GOAL | Collect all the lines that mention the word "image".

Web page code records
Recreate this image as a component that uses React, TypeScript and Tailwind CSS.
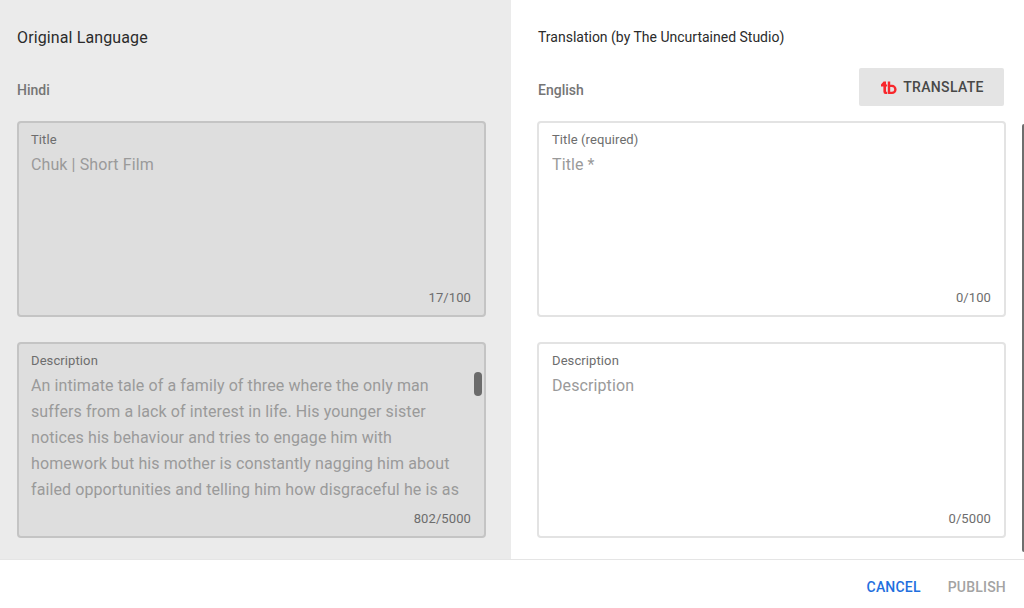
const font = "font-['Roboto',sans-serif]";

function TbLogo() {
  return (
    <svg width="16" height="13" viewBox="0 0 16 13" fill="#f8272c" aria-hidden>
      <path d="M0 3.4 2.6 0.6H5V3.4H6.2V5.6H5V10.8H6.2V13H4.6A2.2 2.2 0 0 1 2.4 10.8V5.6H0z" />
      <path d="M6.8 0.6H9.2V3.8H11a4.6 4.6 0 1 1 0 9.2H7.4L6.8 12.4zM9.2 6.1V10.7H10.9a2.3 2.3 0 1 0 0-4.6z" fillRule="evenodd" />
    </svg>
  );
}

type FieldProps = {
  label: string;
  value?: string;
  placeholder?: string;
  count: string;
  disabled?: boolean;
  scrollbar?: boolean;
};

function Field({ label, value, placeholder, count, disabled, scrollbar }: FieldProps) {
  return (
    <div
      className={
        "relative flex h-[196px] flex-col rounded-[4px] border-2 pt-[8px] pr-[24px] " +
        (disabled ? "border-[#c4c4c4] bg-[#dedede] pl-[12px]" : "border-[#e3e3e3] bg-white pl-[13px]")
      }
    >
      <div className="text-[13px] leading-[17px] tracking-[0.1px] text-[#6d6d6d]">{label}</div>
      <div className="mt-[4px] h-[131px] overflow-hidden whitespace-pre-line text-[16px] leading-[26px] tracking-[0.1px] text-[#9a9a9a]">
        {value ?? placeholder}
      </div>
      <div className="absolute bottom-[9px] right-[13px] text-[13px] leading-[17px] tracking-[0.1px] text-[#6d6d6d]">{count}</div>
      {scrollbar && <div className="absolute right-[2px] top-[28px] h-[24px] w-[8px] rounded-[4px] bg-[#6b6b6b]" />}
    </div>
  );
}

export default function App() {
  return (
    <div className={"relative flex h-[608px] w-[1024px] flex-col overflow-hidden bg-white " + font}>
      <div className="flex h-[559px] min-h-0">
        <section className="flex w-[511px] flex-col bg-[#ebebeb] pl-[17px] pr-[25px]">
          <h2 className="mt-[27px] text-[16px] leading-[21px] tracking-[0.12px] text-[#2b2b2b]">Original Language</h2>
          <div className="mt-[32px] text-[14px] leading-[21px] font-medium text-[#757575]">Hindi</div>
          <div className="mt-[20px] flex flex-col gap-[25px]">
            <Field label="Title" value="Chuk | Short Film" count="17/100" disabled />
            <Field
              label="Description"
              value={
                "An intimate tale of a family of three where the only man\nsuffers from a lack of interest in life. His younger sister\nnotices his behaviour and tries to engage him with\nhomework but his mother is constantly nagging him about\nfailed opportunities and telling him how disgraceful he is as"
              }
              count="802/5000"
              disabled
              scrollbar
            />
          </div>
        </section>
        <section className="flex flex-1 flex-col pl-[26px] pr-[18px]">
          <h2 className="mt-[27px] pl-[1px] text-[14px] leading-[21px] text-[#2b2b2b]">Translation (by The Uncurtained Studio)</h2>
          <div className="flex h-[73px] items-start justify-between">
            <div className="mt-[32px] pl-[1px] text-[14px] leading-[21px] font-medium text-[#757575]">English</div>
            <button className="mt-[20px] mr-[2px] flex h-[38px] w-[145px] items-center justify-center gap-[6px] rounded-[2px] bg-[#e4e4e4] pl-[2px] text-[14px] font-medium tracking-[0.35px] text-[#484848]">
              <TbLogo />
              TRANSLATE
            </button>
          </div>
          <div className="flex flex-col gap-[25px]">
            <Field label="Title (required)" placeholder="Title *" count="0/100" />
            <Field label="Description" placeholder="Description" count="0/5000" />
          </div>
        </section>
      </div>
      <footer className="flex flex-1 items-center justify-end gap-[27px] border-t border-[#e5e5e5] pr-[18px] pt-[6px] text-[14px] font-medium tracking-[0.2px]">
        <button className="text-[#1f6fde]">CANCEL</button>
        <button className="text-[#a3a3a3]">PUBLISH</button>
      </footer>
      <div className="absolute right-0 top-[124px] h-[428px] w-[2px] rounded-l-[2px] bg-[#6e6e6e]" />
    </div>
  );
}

==

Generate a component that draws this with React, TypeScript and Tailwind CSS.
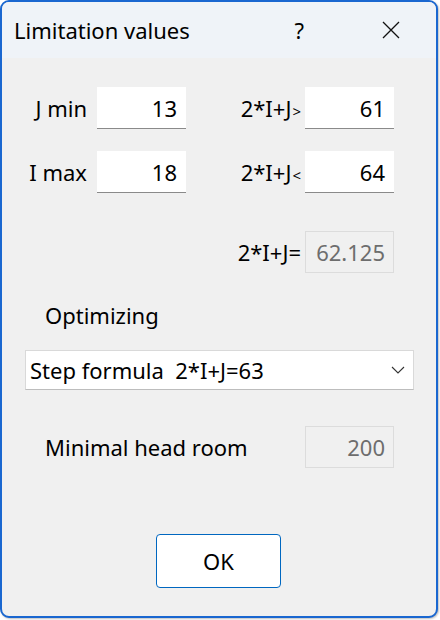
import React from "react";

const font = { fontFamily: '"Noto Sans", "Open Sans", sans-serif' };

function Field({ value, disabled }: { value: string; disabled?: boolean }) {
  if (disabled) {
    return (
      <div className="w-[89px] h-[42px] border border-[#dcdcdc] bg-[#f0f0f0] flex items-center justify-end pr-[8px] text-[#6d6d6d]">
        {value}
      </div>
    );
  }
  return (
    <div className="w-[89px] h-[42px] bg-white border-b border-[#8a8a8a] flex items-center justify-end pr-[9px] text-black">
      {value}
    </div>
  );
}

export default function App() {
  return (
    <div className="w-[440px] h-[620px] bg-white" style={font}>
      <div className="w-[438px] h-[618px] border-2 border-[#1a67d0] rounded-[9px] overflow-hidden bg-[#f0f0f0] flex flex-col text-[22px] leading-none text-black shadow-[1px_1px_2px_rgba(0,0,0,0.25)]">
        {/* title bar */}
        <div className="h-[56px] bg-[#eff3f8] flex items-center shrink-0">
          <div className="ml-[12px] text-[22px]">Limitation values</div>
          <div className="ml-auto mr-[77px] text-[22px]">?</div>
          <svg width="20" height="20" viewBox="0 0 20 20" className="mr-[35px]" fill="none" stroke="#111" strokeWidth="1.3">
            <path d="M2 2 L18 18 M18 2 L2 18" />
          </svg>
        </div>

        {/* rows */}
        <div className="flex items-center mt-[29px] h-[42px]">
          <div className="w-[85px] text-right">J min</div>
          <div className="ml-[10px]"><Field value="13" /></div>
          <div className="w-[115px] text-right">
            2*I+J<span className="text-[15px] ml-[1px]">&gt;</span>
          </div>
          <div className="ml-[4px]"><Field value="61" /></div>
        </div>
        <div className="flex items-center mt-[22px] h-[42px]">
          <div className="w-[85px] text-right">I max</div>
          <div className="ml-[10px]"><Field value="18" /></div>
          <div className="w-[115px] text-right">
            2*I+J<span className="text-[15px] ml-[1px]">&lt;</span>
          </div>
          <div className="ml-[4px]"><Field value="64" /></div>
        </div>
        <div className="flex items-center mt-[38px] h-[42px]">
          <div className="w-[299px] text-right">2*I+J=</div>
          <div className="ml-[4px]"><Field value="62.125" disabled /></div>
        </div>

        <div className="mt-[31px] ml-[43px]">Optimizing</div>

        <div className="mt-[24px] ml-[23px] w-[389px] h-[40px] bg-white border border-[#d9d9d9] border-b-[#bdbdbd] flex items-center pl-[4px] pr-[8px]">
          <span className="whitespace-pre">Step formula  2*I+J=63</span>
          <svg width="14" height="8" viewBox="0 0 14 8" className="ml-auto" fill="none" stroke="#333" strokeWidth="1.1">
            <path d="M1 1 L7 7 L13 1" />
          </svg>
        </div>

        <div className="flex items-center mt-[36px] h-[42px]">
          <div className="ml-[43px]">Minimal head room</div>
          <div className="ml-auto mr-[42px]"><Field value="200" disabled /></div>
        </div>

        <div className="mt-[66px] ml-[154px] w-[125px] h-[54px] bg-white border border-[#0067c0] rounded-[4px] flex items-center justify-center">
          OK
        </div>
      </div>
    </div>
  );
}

...

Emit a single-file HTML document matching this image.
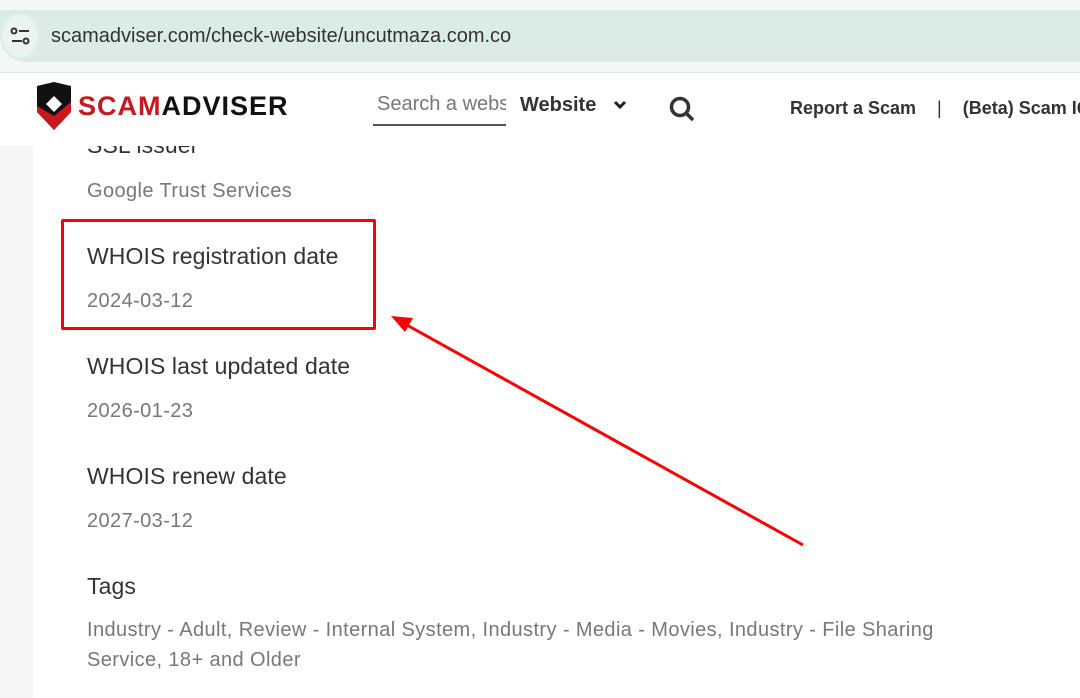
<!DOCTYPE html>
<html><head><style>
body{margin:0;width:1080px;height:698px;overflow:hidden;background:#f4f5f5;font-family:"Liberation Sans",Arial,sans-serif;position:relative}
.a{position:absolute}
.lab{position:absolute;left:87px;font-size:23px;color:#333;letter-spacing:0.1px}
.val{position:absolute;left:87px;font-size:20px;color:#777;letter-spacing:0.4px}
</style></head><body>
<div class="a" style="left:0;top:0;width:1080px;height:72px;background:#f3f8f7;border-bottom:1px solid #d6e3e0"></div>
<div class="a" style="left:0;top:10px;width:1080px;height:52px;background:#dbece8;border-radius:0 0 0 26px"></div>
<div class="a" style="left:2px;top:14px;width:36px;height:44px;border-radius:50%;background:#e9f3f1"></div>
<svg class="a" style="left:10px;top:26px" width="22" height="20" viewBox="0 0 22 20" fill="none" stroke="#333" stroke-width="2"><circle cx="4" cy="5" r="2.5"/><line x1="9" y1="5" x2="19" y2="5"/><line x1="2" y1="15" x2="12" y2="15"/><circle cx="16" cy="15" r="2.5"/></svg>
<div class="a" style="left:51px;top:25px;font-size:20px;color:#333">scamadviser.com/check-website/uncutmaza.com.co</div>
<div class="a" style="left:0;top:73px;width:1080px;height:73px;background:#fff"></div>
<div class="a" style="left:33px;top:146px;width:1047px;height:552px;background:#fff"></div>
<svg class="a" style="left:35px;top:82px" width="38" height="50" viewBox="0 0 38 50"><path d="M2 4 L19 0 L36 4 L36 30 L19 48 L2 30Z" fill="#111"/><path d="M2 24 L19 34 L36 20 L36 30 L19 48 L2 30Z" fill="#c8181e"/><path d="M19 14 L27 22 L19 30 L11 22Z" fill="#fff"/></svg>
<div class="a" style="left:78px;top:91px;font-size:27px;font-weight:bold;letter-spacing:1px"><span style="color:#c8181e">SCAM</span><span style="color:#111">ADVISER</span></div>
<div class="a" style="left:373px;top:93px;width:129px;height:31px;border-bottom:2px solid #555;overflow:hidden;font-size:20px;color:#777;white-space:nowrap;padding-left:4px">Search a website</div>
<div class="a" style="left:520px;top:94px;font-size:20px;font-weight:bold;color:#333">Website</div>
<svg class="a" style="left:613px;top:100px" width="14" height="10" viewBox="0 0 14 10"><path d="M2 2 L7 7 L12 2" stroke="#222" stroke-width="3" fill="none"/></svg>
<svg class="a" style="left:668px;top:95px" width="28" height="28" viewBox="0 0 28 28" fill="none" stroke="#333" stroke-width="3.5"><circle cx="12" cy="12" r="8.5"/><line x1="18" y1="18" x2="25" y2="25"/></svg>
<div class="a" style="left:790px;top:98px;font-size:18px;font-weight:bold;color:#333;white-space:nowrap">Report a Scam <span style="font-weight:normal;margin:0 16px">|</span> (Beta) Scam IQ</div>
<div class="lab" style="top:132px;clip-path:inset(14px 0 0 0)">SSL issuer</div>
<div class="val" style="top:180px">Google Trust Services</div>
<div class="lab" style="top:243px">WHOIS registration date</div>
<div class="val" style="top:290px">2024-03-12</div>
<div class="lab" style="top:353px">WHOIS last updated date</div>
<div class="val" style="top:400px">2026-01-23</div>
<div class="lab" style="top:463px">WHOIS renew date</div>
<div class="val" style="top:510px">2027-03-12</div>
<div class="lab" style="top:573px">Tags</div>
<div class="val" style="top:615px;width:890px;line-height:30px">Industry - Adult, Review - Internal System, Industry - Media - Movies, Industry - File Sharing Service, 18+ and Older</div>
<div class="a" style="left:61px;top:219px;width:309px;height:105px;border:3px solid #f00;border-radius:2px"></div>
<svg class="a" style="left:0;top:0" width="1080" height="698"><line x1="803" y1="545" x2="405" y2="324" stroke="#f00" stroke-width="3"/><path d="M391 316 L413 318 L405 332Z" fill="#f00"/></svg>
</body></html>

OUTPUT OF THE TASK |
Recreate this image as a component that uses React, TypeScript and Tailwind CSS.
Emit a single-file HTML document matching this image.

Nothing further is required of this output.